Written instruction: All the data should be repeated exactly. Any image in it is left out.

Dataset excerpt:
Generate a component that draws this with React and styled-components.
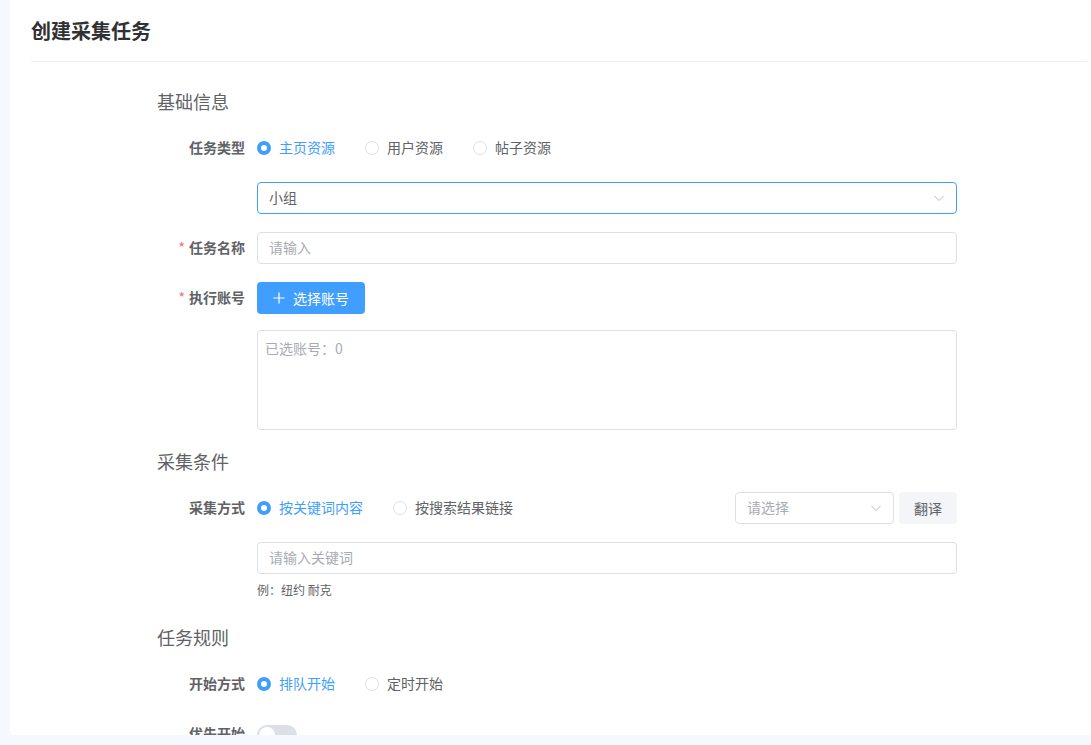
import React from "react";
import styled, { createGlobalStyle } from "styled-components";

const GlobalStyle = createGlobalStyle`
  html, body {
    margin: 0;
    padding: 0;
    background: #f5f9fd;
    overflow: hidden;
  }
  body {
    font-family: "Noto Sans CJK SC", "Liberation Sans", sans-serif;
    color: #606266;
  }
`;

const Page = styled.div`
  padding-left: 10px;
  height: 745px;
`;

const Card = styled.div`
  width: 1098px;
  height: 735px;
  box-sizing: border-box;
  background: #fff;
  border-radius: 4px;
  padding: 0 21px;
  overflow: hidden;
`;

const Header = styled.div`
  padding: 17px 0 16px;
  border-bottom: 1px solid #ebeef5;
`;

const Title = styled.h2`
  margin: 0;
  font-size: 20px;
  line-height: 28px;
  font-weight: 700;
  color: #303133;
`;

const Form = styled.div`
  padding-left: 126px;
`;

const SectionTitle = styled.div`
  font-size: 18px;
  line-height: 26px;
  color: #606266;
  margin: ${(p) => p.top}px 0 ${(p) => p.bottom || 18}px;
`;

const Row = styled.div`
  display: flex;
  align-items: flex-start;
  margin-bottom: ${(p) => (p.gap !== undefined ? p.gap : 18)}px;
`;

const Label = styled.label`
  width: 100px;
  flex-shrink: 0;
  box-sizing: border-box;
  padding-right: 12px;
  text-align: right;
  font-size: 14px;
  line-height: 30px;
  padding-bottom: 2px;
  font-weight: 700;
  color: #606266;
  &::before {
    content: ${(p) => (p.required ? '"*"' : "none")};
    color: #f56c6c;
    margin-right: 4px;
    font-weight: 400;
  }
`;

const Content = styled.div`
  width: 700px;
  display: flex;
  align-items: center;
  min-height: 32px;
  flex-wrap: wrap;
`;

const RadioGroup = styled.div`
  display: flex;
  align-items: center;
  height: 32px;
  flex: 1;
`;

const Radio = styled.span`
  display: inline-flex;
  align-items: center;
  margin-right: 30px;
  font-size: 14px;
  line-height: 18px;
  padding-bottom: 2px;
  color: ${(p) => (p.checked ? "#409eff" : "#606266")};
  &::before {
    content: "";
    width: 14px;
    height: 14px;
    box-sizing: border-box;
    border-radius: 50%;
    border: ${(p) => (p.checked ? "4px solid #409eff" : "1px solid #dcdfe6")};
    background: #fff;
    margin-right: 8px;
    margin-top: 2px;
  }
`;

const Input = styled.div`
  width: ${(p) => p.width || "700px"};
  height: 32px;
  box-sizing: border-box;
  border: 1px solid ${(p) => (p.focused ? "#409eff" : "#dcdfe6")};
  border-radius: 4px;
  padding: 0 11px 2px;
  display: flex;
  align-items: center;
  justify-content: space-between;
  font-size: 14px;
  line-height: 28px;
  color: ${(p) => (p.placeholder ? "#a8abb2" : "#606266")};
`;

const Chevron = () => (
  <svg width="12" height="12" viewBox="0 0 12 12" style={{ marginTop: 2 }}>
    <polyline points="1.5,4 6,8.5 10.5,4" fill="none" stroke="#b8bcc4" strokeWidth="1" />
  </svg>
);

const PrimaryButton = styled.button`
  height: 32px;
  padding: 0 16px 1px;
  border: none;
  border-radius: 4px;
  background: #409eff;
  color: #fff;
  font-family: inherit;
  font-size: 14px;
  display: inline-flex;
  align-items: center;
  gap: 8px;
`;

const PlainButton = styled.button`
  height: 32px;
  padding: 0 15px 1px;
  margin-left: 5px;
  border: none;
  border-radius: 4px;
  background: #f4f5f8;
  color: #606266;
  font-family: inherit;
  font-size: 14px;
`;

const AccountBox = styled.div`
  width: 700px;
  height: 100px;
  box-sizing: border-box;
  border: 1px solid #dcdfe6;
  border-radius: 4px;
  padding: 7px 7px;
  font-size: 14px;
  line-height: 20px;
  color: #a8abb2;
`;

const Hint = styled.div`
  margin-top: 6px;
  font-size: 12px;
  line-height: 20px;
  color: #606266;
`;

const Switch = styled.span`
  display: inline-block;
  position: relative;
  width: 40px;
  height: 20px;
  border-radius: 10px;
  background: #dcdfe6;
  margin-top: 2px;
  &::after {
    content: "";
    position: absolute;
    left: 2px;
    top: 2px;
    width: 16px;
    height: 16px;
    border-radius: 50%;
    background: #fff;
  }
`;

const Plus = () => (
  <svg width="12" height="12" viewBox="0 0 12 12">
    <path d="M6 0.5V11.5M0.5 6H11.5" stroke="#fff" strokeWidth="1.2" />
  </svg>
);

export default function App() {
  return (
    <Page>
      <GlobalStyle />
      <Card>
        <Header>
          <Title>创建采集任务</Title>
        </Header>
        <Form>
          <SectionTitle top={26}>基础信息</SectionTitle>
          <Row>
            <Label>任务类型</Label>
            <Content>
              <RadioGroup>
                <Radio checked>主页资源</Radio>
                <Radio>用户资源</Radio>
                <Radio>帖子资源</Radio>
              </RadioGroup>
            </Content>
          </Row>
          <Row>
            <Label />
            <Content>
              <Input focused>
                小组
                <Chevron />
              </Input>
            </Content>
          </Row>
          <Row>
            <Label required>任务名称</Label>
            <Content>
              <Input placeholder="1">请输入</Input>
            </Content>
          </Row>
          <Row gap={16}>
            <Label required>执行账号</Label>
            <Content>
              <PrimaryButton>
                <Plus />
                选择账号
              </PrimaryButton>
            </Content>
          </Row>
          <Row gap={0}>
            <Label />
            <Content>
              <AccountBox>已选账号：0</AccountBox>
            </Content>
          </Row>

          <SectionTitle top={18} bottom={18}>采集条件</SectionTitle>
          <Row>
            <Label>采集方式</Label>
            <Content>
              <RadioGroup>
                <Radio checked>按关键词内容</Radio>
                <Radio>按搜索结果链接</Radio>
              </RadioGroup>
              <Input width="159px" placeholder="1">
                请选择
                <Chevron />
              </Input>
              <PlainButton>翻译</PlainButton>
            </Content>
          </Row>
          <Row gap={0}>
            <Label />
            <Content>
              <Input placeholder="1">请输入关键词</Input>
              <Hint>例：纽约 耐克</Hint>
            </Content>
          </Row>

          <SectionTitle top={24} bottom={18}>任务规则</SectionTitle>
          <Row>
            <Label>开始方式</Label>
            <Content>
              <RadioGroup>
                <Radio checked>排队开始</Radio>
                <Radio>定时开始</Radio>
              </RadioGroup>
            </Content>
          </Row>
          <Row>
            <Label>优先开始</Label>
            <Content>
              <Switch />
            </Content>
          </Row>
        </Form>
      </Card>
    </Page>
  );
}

Solution for this task:
Generate a component that draws this with React and styled-components.
import React from "react";
import styled, { createGlobalStyle } from "styled-components";

const GlobalStyle = createGlobalStyle`
  html, body {
    margin: 0;
    padding: 0;
    background: #f5f9fd;
    overflow: hidden;
  }
  body {
    font-family: "Noto Sans CJK SC", "Liberation Sans", sans-serif;
    color: #606266;
  }
`;

const Page = styled.div`
  padding-left: 10px;
  height: 745px;
`;

const Card = styled.div`
  width: 1098px;
  height: 735px;
  box-sizing: border-box;
  background: #fff;
  border-radius: 4px;
  padding: 0 21px;
  overflow: hidden;
`;

const Header = styled.div`
  padding: 17px 0 16px;
  border-bottom: 1px solid #ebeef5;
`;

const Title = styled.h2`
  margin: 0;
  font-size: 20px;
  line-height: 28px;
  font-weight: 700;
  color: #303133;
`;

const Form = styled.div`
  padding-left: 126px;
`;

const SectionTitle = styled.div`
  font-size: 18px;
  line-height: 26px;
  color: #606266;
  margin: ${(p) => p.top}px 0 ${(p) => p.bottom || 18}px;
`;

const Row = styled.div`
  display: flex;
  align-items: flex-start;
  margin-bottom: ${(p) => (p.gap !== undefined ? p.gap : 18)}px;
`;

const Label = styled.label`
  width: 100px;
  flex-shrink: 0;
  box-sizing: border-box;
  padding-right: 12px;
  text-align: right;
  font-size: 14px;
  line-height: 30px;
  padding-bottom: 2px;
  font-weight: 700;
  color: #606266;
  &::before {
    content: ${(p) => (p.required ? '"*"' : "none")};
    color: #f56c6c;
    margin-right: 4px;
    font-weight: 400;
  }
`;

const Content = styled.div`
  width: 700px;
  display: flex;
  align-items: center;
  min-height: 32px;
  flex-wrap: wrap;
`;

const RadioGroup = styled.div`
  display: flex;
  align-items: center;
  height: 32px;
  flex: 1;
`;

const Radio = styled.span`
  display: inline-flex;
  align-items: center;
  margin-right: 30px;
  font-size: 14px;
  line-height: 18px;
  padding-bottom: 2px;
  color: ${(p) => (p.checked ? "#409eff" : "#606266")};
  &::before {
    content: "";
    width: 14px;
    height: 14px;
    box-sizing: border-box;
    border-radius: 50%;
    border: ${(p) => (p.checked ? "4px solid #409eff" : "1px solid #dcdfe6")};
    background: #fff;
    margin-right: 8px;
    margin-top: 2px;
  }
`;

const Input = styled.div`
  width: ${(p) => p.width || "700px"};
  height: 32px;
  box-sizing: border-box;
  border: 1px solid ${(p) => (p.focused ? "#409eff" : "#dcdfe6")};
  border-radius: 4px;
  padding: 0 11px 2px;
  display: flex;
  align-items: center;
  justify-content: space-between;
  font-size: 14px;
  line-height: 28px;
  color: ${(p) => (p.placeholder ? "#a8abb2" : "#606266")};
`;

const Chevron = () => (
  <svg width="12" height="12" viewBox="0 0 12 12" style={{ marginTop: 2 }}>
    <polyline points="1.5,4 6,8.5 10.5,4" fill="none" stroke="#b8bcc4" strokeWidth="1" />
  </svg>
);

const PrimaryButton = styled.button`
  height: 32px;
  padding: 0 16px 1px;
  border: none;
  border-radius: 4px;
  background: #409eff;
  color: #fff;
  font-family: inherit;
  font-size: 14px;
  display: inline-flex;
  align-items: center;
  gap: 8px;
`;

const PlainButton = styled.button`
  height: 32px;
  padding: 0 15px 1px;
  margin-left: 5px;
  border: none;
  border-radius: 4px;
  background: #f4f5f8;
  color: #606266;
  font-family: inherit;
  font-size: 14px;
`;

const AccountBox = styled.div`
  width: 700px;
  height: 100px;
  box-sizing: border-box;
  border: 1px solid #dcdfe6;
  border-radius: 4px;
  padding: 7px 7px;
  font-size: 14px;
  line-height: 20px;
  color: #a8abb2;
`;

const Hint = styled.div`
  margin-top: 6px;
  font-size: 12px;
  line-height: 20px;
  color: #606266;
`;

const Switch = styled.span`
  display: inline-block;
  position: relative;
  width: 40px;
  height: 20px;
  border-radius: 10px;
  background: #dcdfe6;
  margin-top: 2px;
  &::after {
    content: "";
    position: absolute;
    left: 2px;
    top: 2px;
    width: 16px;
    height: 16px;
    border-radius: 50%;
    background: #fff;
  }
`;

const Plus = () => (
  <svg width="12" height="12" viewBox="0 0 12 12">
    <path d="M6 0.5V11.5M0.5 6H11.5" stroke="#fff" strokeWidth="1.2" />
  </svg>
);

export default function App() {
  return (
    <Page>
      <GlobalStyle />
      <Card>
        <Header>
          <Title>创建采集任务</Title>
        </Header>
        <Form>
          <SectionTitle top={26}>基础信息</SectionTitle>
          <Row>
            <Label>任务类型</Label>
            <Content>
              <RadioGroup>
                <Radio checked>主页资源</Radio>
                <Radio>用户资源</Radio>
                <Radio>帖子资源</Radio>
              </RadioGroup>
            </Content>
          </Row>
          <Row>
            <Label />
            <Content>
              <Input focused>
                小组
                <Chevron />
              </Input>
            </Content>
          </Row>
          <Row>
            <Label required>任务名称</Label>
            <Content>
              <Input placeholder="1">请输入</Input>
            </Content>
          </Row>
          <Row gap={16}>
            <Label required>执行账号</Label>
            <Content>
              <PrimaryButton>
                <Plus />
                选择账号
              </PrimaryButton>
            </Content>
          </Row>
          <Row gap={0}>
            <Label />
            <Content>
              <AccountBox>已选账号：0</AccountBox>
            </Content>
          </Row>

          <SectionTitle top={18} bottom={18}>采集条件</SectionTitle>
          <Row>
            <Label>采集方式</Label>
            <Content>
              <RadioGroup>
                <Radio checked>按关键词内容</Radio>
                <Radio>按搜索结果链接</Radio>
              </RadioGroup>
              <Input width="159px" placeholder="1">
                请选择
                <Chevron />
              </Input>
              <PlainButton>翻译</PlainButton>
            </Content>
          </Row>
          <Row gap={0}>
            <Label />
            <Content>
              <Input placeholder="1">请输入关键词</Input>
              <Hint>例：纽约 耐克</Hint>
            </Content>
          </Row>

          <SectionTitle top={24} bottom={18}>任务规则</SectionTitle>
          <Row>
            <Label>开始方式</Label>
            <Content>
              <RadioGroup>
                <Radio checked>排队开始</Radio>
                <Radio>定时开始</Radio>
              </RadioGroup>
            </Content>
          </Row>
          <Row>
            <Label>优先开始</Label>
            <Content>
              <Switch />
            </Content>
          </Row>
        </Form>
      </Card>
    </Page>
  );
}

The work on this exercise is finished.